Planting and growing your own is no hard work for keen gardeners because these beans can look after themselves once the seedling plants are established and the stakes that will protect them from gale-force wind had been provided. They are frost tolerant and will germinate in temperature as low as 2C. Unlike other trees and plants that become dormant during winter, broad beans are sown from early autumn up to late winter to develop buds, flowers, and pods and be harvested in late spring to early summer. They can make the garden look alive and green no matter how cold the temperature gets. Another good reason for having   broad beans in your garden is the fact that it is a soil-improver. While growing, the plants take nitrogen from the air and store it in the plants. After harvesting the beans, the plant can be cut down and the soil dug in to release the nitrogen from the roots. The nitrogen released will enhance the soil condition for nitrogen hungry brassicas--cabbage, cauliflower, broccoli, kale etc.

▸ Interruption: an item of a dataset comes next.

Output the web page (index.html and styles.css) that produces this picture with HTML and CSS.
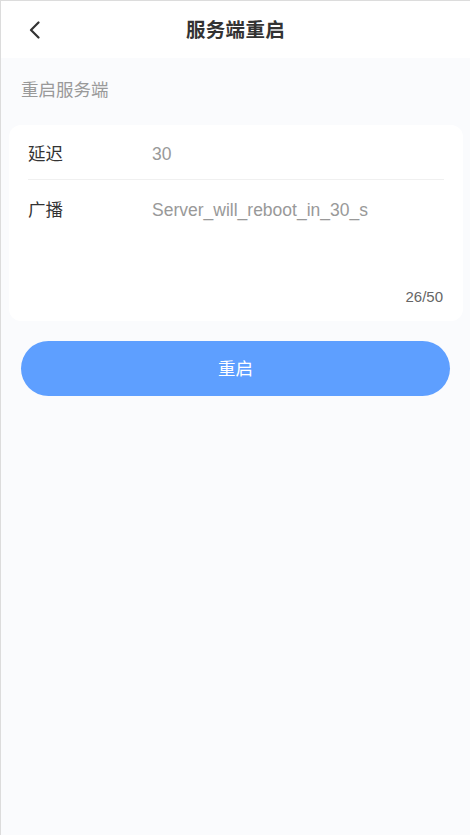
FILE: index.html
```html
<!DOCTYPE html>
<html lang="zh">
<head>
<meta charset="utf-8">
<title>服务端重启</title>
<link rel="stylesheet" href="styles.css">
</head>
<body>
<div class="page">
  <header class="nav">
    <button class="back" aria-label="返回">
      <svg width="14" height="18" viewBox="0 0 14 18"><path d="M10.5 1.5 L3 9 L10.5 16.5" fill="none" stroke="#333" stroke-width="2.2" stroke-linecap="round" stroke-linejoin="round"/></svg>
    </button>
    <h1 class="title">服务端重启</h1>
  </header>
  <main class="content">
    <div class="section-title">重启服务端</div>
    <div class="card">
      <div class="row">
        <div class="label">延迟</div>
        <div class="value">30</div>
      </div>
      <div class="row row-area">
        <div class="label">广播</div>
        <div class="area">
          <div class="value">Server_will_reboot_in_30_s</div>
          <div class="count">26/50</div>
        </div>
      </div>
    </div>
    <button class="btn">重启</button>
  </main>
</div>
</body>
</html>
```
FILE: styles.css
```css
* { box-sizing: border-box; }
html, body { margin: 0; padding: 0; }
body {
  font-family: "Liberation Sans", "Noto Sans CJK SC", sans-serif;
  background: #fafbfd;
}
.page {
  width: 470px;
  height: 835px;
  border-left: 1px solid #dcdcdc;
  border-top: 1px solid #dcdcdc;
  background: #fafbfd;
}
.nav {
  height: 57px;
  background: #fff;
  display: flex;
  align-items: center;
  justify-content: center;
  position: relative;
}
.back {
  position: absolute;
  left: 26px;
  top: 19px;
  border: 0;
  background: none;
  padding: 0;
  width: 16px;
  height: 20px;
  display: flex;
  align-items: center;
  justify-content: center;
}
.title {
  margin: 0 0 2px 0;
  font-size: 19.5px;
  font-weight: bold;
  color: #333;
  letter-spacing: 0.3px;
}
.content {
  padding: 0 7px 0 8px;
}
.section-title {
  height: 67px;
  padding: 20px 0 0 12px;
  font-size: 17.5px;
  color: #999;
  line-height: 24px;
}
.card {
  background: #fff;
  border-radius: 12px;
  padding: 0 19px 0 19px;
  height: 196px;
}
.row {
  display: flex;
  align-items: center;
  height: 55px;
  padding-top: 3px;
  border-bottom: 1px solid #f0f0f0;
}
.row-area {
  border-bottom: 0;
  align-items: flex-start;
  height: auto;
  padding-top: 18px;
}
.label {
  width: 124px;
  flex: none;
  font-size: 17.5px;
  color: #333;
  line-height: 24px;
}
.value {
  font-size: 17.5px;
  color: #999;
  line-height: 24px;
}
.area {
  flex: 1;
  display: flex;
  flex-direction: column;
  height: 109px;
}
.count {
  margin-top: auto;
  margin-right: 1px;
  text-align: right;
  font-size: 15px;
  color: #666;
  line-height: 20px;
}
.btn {
  display: block;
  margin: 20px 13px 0 12px;
  width: 429px;
  height: 55px;
  border: 0;
  border-radius: 28px;
  background: #5e9fff;
  color: #fff;
  font-family: "Liberation Sans", "Noto Sans CJK SC", sans-serif;
  font-size: 17.5px;
  padding: 0 0 3px 0;
}
```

Best way to cook and enjoy your broad beans? 

In our kitchen, broad beans are the 'green' part of our main meal that consists of boiled or mashed potatoes and beef steak. If you have a different taste for beans, there are other means for your palate to enjoy these beans. You can either nibble them fresh after picking or boile/steam them for a few minutes to complement your meal. Last year, we had a bumper crop of this nutty beans, so the freezer really had a lot to work on to make them last for the next season. So as not to bore our palate with the same boiled/steamed beans, I did some research as how to use surplus produce in some other ways. Luckily, I discovered a recipe from a Pasta Cookbook that used broad beans as one of its main ingredients. I followed the recipe step by step  (except I used freshly picked broad beans so no boiling nor peeling was done). What would be more flattering for a cook than see the dish prepared and served appreciated and  enjoyed by choosy tastebuds and tummy? So here is a very inspiring recipe that will give you a really delicious pasta dish: 




Spirals with broad beans sauce



Ingredients

500 gms spiral or penne
2 cups frozen broad beans
4 rashers bacon 
2 medium leeks
2 tbsp olive oil
1 ¼ cups cream
2 tsp grated lemon rind 
salt and pepper to taste. 
  
1. Add pasta to a large pan of rapidly boiling water and cook until tender. Drain and return to pan. 
2. While pasta Is cooking, plunge broad beans into a medium pan of boiling water. Remove immediately and cool in cold water. Drain and allow to cool. If the skin of your (frozen) beans had turned a bit tough, do the peeling.
3. Remove and discard rind from bacon. Chop bacon into small pieces.Set aside. 
4. Remove and discard outer leaves and dark green section of leeks. Wash leeks thoroughly to remove all dirt and grit. Using a sharp knife slice leeks finely.
5. Heat oil in a heavy based frying pan. Add leek and bacon and cook over medium heat, stirring occasionally for 8 minutes or until leek is golden. Add cream and lemon rind, cook for a few minutes. Add prepared beans, salt, and pepper. 
Add sauce in pasta and toss well to combine. Serve immediately in warm pasta bowls.